EXERCISE: Using the material below, copy every line where "with" appears.

BEGIN RECORDS

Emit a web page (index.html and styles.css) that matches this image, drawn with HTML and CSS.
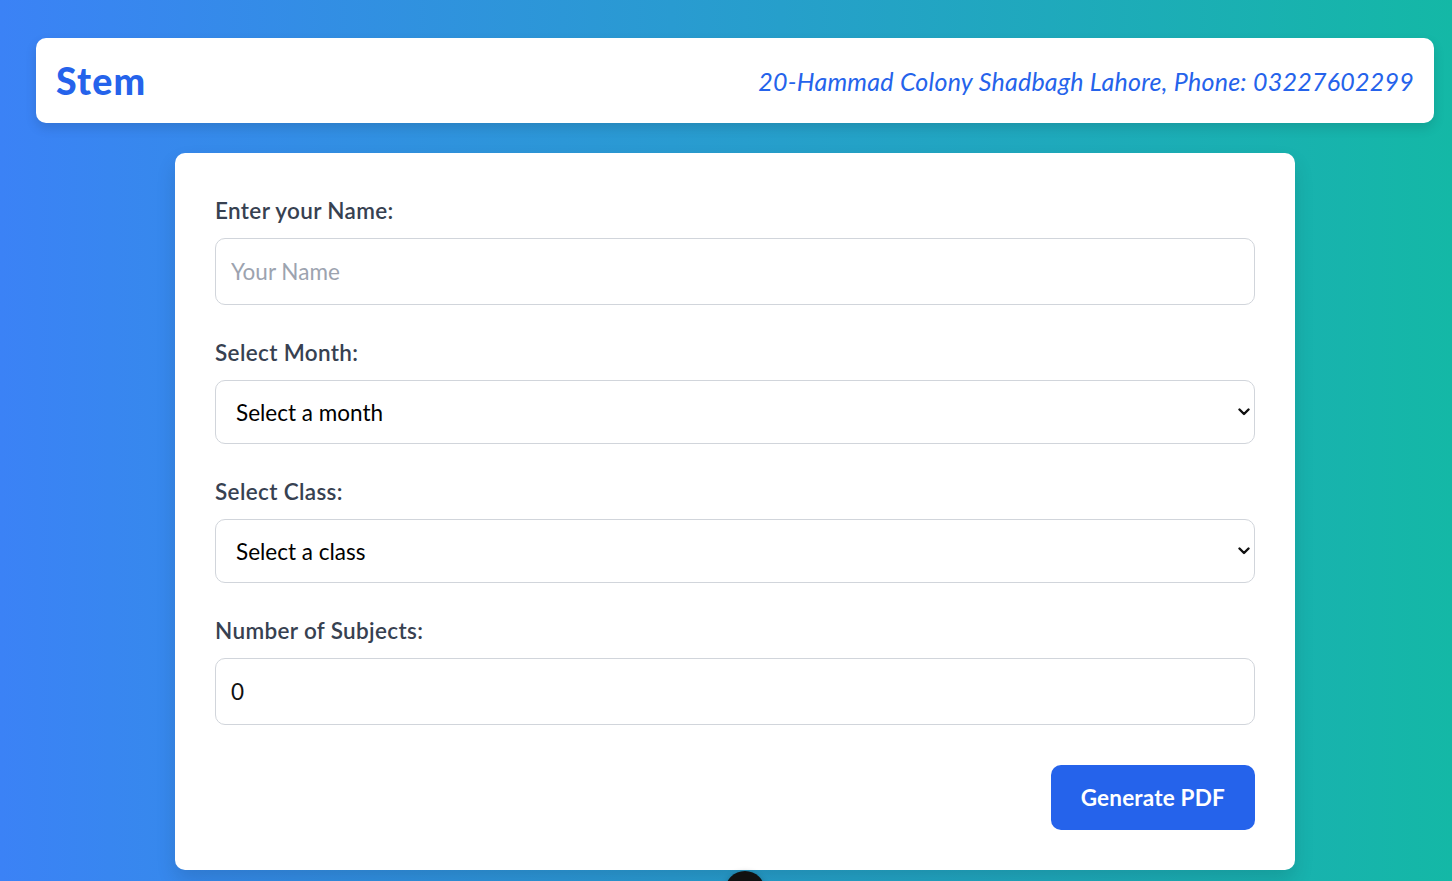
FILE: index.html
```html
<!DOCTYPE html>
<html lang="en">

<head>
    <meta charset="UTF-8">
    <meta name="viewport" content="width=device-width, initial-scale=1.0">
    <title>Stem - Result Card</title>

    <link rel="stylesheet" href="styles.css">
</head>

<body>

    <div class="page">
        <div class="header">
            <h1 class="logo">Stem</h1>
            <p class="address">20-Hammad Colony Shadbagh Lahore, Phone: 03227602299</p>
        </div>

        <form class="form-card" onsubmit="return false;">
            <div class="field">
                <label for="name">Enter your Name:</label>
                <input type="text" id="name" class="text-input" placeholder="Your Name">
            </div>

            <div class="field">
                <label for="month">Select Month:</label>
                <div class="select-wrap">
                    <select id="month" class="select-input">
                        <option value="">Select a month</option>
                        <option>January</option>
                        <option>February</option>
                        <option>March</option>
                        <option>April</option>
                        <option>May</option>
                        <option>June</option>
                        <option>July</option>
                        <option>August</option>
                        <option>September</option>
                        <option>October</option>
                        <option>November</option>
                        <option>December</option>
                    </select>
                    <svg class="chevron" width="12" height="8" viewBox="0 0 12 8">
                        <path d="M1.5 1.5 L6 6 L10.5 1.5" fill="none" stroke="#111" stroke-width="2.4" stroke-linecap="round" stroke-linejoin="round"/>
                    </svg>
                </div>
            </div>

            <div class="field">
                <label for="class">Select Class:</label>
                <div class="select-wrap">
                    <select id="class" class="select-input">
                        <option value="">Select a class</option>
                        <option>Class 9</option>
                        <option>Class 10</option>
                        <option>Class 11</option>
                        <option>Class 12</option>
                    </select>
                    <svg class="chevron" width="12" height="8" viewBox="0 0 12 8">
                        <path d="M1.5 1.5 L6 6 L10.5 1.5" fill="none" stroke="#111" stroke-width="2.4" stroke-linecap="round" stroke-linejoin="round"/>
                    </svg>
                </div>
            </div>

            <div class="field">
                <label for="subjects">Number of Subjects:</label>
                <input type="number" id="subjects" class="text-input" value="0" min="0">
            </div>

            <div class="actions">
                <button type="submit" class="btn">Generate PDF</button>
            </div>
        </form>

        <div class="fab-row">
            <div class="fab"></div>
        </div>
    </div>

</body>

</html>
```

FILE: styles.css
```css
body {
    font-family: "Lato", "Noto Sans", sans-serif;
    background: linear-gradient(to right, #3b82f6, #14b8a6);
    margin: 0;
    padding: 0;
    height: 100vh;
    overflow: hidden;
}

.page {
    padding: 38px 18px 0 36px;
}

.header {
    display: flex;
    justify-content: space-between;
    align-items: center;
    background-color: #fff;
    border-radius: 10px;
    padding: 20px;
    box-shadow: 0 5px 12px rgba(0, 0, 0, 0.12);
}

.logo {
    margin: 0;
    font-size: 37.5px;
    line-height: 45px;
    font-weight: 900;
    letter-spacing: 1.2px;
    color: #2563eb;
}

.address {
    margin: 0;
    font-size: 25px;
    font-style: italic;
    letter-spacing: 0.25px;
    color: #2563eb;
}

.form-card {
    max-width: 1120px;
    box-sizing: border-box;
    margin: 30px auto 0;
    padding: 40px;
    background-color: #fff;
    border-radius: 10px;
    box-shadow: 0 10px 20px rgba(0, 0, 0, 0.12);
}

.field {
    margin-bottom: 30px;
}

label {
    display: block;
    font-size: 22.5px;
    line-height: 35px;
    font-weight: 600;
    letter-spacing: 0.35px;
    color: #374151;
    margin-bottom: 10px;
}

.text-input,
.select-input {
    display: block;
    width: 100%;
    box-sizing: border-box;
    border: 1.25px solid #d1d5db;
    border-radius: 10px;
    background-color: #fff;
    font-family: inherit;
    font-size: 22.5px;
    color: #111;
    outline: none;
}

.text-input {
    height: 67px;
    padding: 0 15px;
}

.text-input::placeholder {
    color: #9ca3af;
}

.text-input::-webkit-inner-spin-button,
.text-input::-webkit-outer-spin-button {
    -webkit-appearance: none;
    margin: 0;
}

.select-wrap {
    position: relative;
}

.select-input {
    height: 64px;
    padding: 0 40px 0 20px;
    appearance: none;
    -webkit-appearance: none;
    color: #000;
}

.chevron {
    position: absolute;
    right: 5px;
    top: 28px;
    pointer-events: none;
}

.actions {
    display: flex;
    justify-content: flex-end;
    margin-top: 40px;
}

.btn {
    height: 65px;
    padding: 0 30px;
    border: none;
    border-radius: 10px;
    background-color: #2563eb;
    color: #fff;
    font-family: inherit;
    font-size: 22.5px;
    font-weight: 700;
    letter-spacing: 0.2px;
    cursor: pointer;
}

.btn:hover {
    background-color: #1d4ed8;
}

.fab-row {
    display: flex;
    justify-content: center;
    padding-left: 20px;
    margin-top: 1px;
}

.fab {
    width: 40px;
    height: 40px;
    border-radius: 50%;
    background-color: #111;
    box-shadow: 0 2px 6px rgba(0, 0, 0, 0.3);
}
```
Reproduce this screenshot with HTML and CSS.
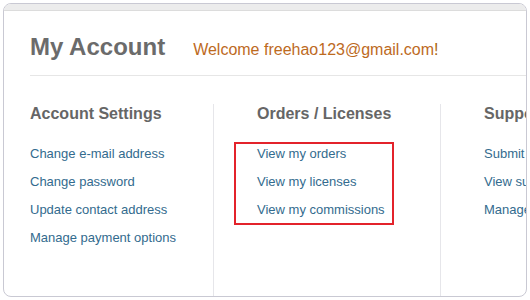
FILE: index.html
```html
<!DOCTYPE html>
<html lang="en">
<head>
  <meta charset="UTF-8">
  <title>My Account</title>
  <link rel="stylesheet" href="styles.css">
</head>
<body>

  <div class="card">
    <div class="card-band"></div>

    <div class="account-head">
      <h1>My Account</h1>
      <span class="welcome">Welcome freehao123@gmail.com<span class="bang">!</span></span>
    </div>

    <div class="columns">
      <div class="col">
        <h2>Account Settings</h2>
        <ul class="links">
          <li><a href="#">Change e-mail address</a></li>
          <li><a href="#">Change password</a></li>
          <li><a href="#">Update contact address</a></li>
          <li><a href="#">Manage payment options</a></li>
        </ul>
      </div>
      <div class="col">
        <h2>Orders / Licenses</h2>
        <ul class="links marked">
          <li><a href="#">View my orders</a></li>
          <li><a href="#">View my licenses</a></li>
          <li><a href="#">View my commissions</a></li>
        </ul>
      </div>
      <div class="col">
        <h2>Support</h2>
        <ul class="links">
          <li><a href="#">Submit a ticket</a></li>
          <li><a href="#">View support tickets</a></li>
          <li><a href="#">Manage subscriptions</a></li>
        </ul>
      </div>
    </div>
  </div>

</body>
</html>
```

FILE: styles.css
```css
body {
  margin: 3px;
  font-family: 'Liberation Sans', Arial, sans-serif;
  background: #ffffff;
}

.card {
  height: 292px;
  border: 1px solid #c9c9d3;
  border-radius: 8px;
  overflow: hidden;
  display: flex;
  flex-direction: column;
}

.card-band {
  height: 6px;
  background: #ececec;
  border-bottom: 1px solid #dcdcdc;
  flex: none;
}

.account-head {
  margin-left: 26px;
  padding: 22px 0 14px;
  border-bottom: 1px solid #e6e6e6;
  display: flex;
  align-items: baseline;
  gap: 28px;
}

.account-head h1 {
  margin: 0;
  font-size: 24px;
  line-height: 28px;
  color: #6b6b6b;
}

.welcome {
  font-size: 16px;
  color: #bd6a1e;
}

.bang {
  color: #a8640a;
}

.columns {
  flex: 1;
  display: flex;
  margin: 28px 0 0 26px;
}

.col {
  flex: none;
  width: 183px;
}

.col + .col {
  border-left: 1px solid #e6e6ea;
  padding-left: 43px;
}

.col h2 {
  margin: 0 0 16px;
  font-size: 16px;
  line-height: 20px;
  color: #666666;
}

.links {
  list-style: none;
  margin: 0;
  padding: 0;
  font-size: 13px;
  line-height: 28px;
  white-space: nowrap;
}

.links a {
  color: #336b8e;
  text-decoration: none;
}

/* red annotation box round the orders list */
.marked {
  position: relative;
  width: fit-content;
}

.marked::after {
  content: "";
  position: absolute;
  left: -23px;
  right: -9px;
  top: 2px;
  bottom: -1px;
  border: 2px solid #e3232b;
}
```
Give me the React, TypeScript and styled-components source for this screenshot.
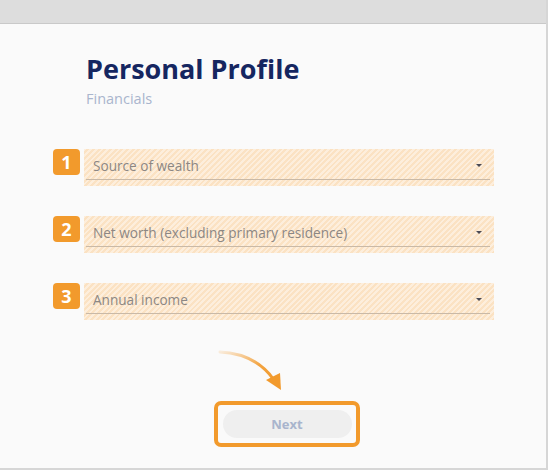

END RECORDS

EXERCISE SOLUTION:
Emit a web page (index.html and styles.css) that matches this image, drawn with HTML and CSS.
Reproduce this screenshot with HTML and CSS.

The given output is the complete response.